おっと、これは美談ではなく鼻談でしたね。
ちなみに話を前述の美談に戻すと、ぼくも1回だけ財布を落としたことがあるのですが、あれはたしか2006年、鳥取大学の脳神経小児科で働き始めたばかりの4月の終わりの出来事と記憶しています。
その日は土曜日だったので仕事は休みで、土日に東京で予定があり新幹線で向かっている途中でした。
職場にはその東京行きの件は伝えていなかったのですが、京都を過ぎて少し経った頃に電話がかかってきた時、着信がその職場からだったので思わず息を飲んでしまいました。

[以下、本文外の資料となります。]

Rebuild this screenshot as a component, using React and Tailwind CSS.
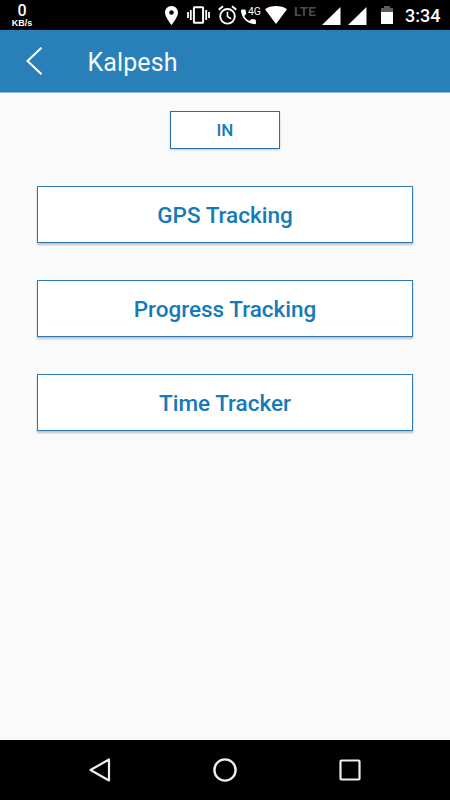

しかし、東京行きについては自分からわざわざ言わなくても大丈夫だろうと、ごく軽い気持ちで電話に出たところ、
「もしもしIです、小野先生ですか?」
とかけてきたのは医局長のI先生でした。
「はい、小野です。どうされましたか?」
決して内なる動揺を悟られないよう、つとめて冷静に応答したつもりだったのですが、
「先生、今どこにいますか?」
といきなり核心を突いてこられた時には、あっけなく固まってしまいました。
「・・・」
そして、新幹線ですと正直に答えようかと迷っていると、
「新幹線ですか?」
とズバリ指摘された時には驚きを通り越して恐ろしくなり、どこかから見られているのでは?と周囲をキョロキョロと見回し、はっきり言って軽いパニック状態でした。
しばらくこちらが黙りこくっていると、
「実は今日は日直をやっているんですが、先程JRの人から電話があったんですよ。新幹線で財布の落し物があって、中に職場の連絡先があったのでかけてきたみたいです。どこかにお出かけなんですか?」
「はあ、実は東京に用がありまして・・・」
とほとんど放心状態で答えながら、たしかにポケットをさぐると財布がなく、結局東京行きはバレてしまい、お土産を買わなければならなくなってしまいました。
というわけでJRに電話してみると、財布が届けられたのは京都駅で、その駅でないと受け取ることはできない、とのことでした。
そこで翌日の帰りの便で寄ることにしたのですが、しかし落としたのは一体いつなのか・・・?
その日新幹線に乗ってからの記憶をゆっくり辿っていくと、そうか、あの時か、と思い当たる節がありました。
岡山からは新幹線の自由席の通路側に座り出発していたのですが、京都で窓側にいた人が降りる際、立ち上がって一回通路に出て窓側に移動したのでした。
おそらくその時にポケットから財布が通路に落ちてしまい、それを拾った人が京都駅に届けたというところではないかと・・・
いや~まいったな~と苦笑いしながら、現在自分の置かれている状況を改めて考えてみると、これから東京に行くというのに一文無しという現実にがぜん緊張感は高まり、幸いにも新幹線のチケットは無事だったので、名古屋からUターンして帰っちゃおうかなと弱気になる程でした。
なぜなら、最近でこそスマホや電子マネーがあれば財布なんて不要ですが、当時はまだそんな便利なものは生活の一部にはなっておらず、まさに掛け値無しの一文無しだったからです。
子どもの頃は、岡山市の中心部の街中に遊びに行くのに、300円ぐらいしか所持金がなくても全く平気でしたが、いつだったか街中で財布を見たらお札がないことに気付いた途端にうろたえてしまった時、大人になったことを強く実感したものでした。
それが今回ははるか東京まで行くというのに一文無しなんて・・・
名古屋でUターンして京都で財布を受け取り、そこから再度東京まで行くことも考えましたが、それだとクレジットカードの類はともかく、余計にかかる交通費の方が財布本体と中身よりも高くつきそうでした。
というわけで結局はそのまま東京に行ってしまい、なんとか土日を過ごしてついでに職場へのお土産まで買い、無事に東京を発つことができました。
やれやれ、人生なんとかなるものだなあと一安心していると、その帰路に寄った京都駅では、財布を受け取るには改札口を出なければならず、新幹線のチケットが途中下車無効だったので再度買い直す羽目になり、さらには拾い主からお礼をmaxで要求されていることが発覚し、やっぱり人生は厳しいなあと改めて思い直した次第です。
今後ともよろしくお願いします。